February 21, 2013 — If you order tuna at a D.C. restaurant, chances are half the time you’ll be getting another, less expensive fish in its place. But those odds are better than if you had wanted snapper. Testers nationwide found that 87 percent of the time, restaurants and grocery stores were selling something else under that label.
As much as one-third of seafood sold in restaurants and groceries is fraudulently labeled, according to a report the advocacy group Oceana released Thursday. The group sampled 674 retail outlets in the District and 20 states between 2010 and 2012, often finding cheaper, farmed fish being sold in place of wild-caught ones.
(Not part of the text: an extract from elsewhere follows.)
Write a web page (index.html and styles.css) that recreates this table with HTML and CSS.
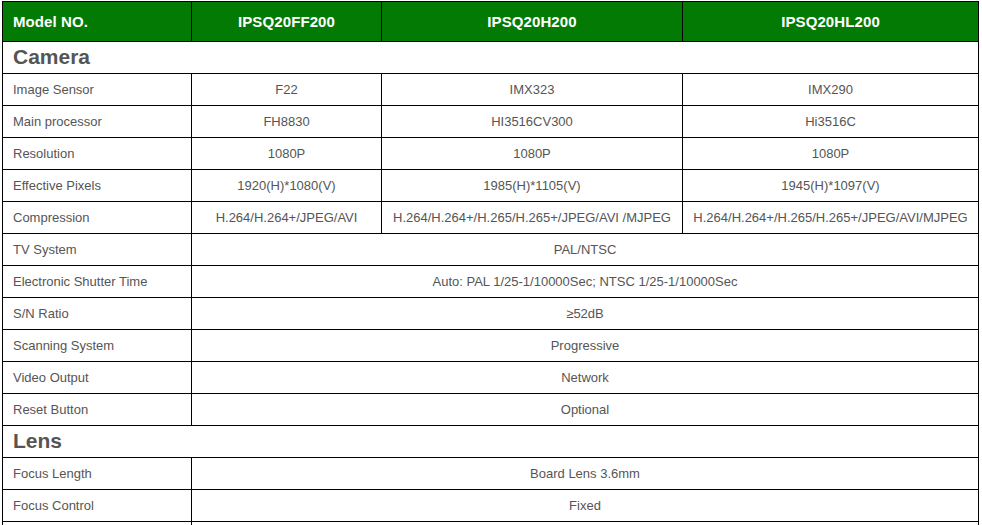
FILE: index.html
```html
<!DOCTYPE html>
<html>
<head>
<meta charset="utf-8">
<link rel="stylesheet" href="styles.css">
</head>
<body>
<table class="spec">
  <colgroup>
    <col class="c1"><col class="c2"><col class="c3"><col class="c4">
  </colgroup>
  <thead>
    <tr class="head">
      <th class="first">Model NO.</th>
      <th>IPSQ20FF200</th>
      <th>IPSQ20H200</th>
      <th>IPSQ20HL200</th>
    </tr>
  </thead>
  <tbody>
    <tr class="section"><td colspan="4">Camera</td></tr>
    <tr><td class="label">Image Sensor</td><td>F22</td><td>IMX323</td><td>IMX290</td></tr>
    <tr><td class="label">Main processor</td><td>FH8830</td><td>HI3516CV300</td><td>Hi3516C</td></tr>
    <tr><td class="label">Resolution</td><td>1080P</td><td>1080P</td><td>1080P</td></tr>
    <tr><td class="label">Effective Pixels</td><td>1920(H)*1080(V)</td><td>1985(H)*1105(V)</td><td>1945(H)*1097(V)</td></tr>
    <tr><td class="label">Compression</td><td>H.264/H.264+/JPEG/AVI</td><td>H.264/H.264+/H.265/H.265+/JPEG/AVI /MJPEG</td><td>H.264/H.264+/H.265/H.265+/JPEG/AVI/MJPEG</td></tr>
    <tr><td class="label">TV System</td><td colspan="3">PAL/NTSC</td></tr>
    <tr><td class="label">Electronic Shutter Time</td><td colspan="3">Auto: PAL 1/25-1/10000Sec; NTSC 1/25-1/10000Sec</td></tr>
    <tr><td class="label">S/N Ratio</td><td colspan="3">≥52dB</td></tr>
    <tr><td class="label">Scanning System</td><td colspan="3">Progressive</td></tr>
    <tr><td class="label">Video Output</td><td colspan="3">Network</td></tr>
    <tr><td class="label">Reset Button</td><td colspan="3">Optional</td></tr>
    <tr class="section"><td colspan="4">Lens</td></tr>
    <tr><td class="label">Focus Length</td><td colspan="3">Board Lens 3.6mm</td></tr>
    <tr><td class="label">Focus Control</td><td colspan="3">Fixed</td></tr>
    <tr><td class="label"></td><td colspan="3"></td></tr>
  </tbody>
</table>
</body>
</html>
```
FILE: styles.css
```css
html, body {
  margin: 0;
  padding: 0;
  background: #ffffff;
}
body {
  padding: 1px 0 0 2px;
  font-family: "Liberation Sans", Arial, sans-serif;
}
.spec {
  border-collapse: collapse;
  table-layout: fixed;
  width: 976px;
}
.c1 { width: 189px; }
.c2 { width: 190px; }
.c3 { width: 301px; }
.c4 { width: 296px; }
.spec th,
.spec td {
  border: 1px solid #000;
  padding: 0 10px 1px;
  text-align: center;
  white-space: nowrap;
  overflow: hidden;
}
.head th {
  background: #037a03;
  color: #ffffff;
  font-size: 15px;
  font-weight: bold;
  height: 38px;
  letter-spacing: 0.1px;
}
.head th.first {
  text-align: left;
}
.spec td {
  height: 30px;
  font-size: 13px;
  color: #555555;
}
.spec td.label {
  text-align: left;
}
.section td {
  text-align: left;
  font-size: 21px;
  font-weight: bold;
  color: #555555;
}
```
Ninety-five percent of the sushi restaurants, 52 percent of other restaurants and 27 percent of grocery stores surveyed sold mislabeled seafood. While academics, consumer groups and media outlets in the United States and elsewhere have scrutinized fish labeling before and found major errors, Oceana’s effort is one of the largest seafood investigations to date.
In its study, Oceana did not mention the names of the food stores, restaurants and sushi houses it visited because the group cannot identify specifically where in the distribution chain the fraud occurred. If you ask those in the fish business, they likewise have different ideas on where the mislabeling begins.
Bob Kinkead, the veteran chef and restaurateur behind such seafood emporiums as the recently shuttered Kinkead’s, said the deception can occur anywhere along the distribution chain but notes that some suppliers prey on ignorant chefs. “I think chefs are uninformed” on species of fish, said Kinkead, who recently opened Ancora in the Watergate. “It’s not dishonesty. It’s carelessness.”